When Udoka took over the coaching reins from Brad Stevens this past offseason, the Celtics were a team in transition.

Stevens, it seemed, had gotten the Celtics as far as he could during eight seasons on the bench. He took Boston to three conference finals but failed to help its youthful core led by budding All-Stars Jayson Tatum and Jaylen Brown get over the hump.

Enter Udoka, who did just that in Year 1. He challenged the team and harnessed the experience of veteran pieces like Marcus Smart and Al Horford to slowly mold a culture built on defense and unselfishness on offense.

It paid off in the second half of the season as the Celtics turned an 18-23 record into a 51-31 mark at season’s end, good enough to claim the East’s second seed. After a sweep of Brooklyn, followed by back-to-back seven-game wins over defending champion Milwaukee and top seed Miami, Boston seemed unstoppable.

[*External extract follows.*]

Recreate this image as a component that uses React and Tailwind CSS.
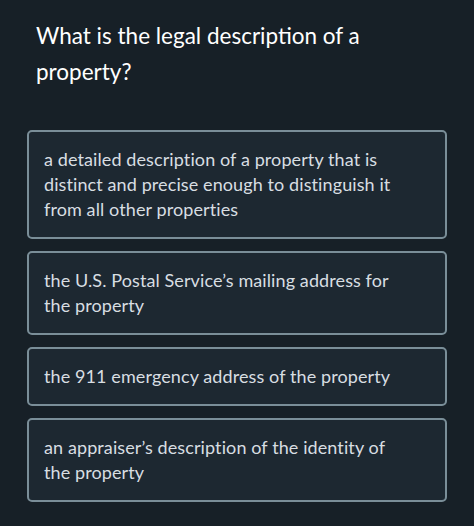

The Celtics took an early 2-1 finals lead on Golden State but ultimately couldn’t sidestep its propensity for self-inflicted mistakes against the Warriors.

The Celtics were 1-7 in the playoffs when committing 16 or more turnovers. They hit the figure in three of their four losses in the finals.

Tatum was woefully inconsistent, averaging 22 points but shooting just 44 of 120 (37%) from the field. He was 5 of 13 from the field with 12 points in the deciding game Game 6 in Boston.

Worse, Tatum became the first player in NBA history with 100 turnovers in a single postseason.

However bitter, he said he’s embracing the lessons he learned.

“It’s hard. It’s hard getting to this point,” Tatum said. “It’s even harder getting over it, the hump, and win it. It’s been a long journey, a long process. That’s what I took from it: it’s tough. You got to take it up another level to do what we want to do.”

The good news for Boston is that their coach has experienced both extremes of the finals. He was a first-year assistant under Gregg Popovich when San Antonio lost to Miami in the finals in 2013, and there the following year when the Spurs beat the Heat to claim the title.

“We improved in a lot of areas but fell short of our ultimate goal,” Udoka said. “Some guys didn’t play their best. That’s going to motivate guys throughout the season. The message is everybody come back better. Let’s not be satisfied. It’s not guaranteed you’re going to be here.”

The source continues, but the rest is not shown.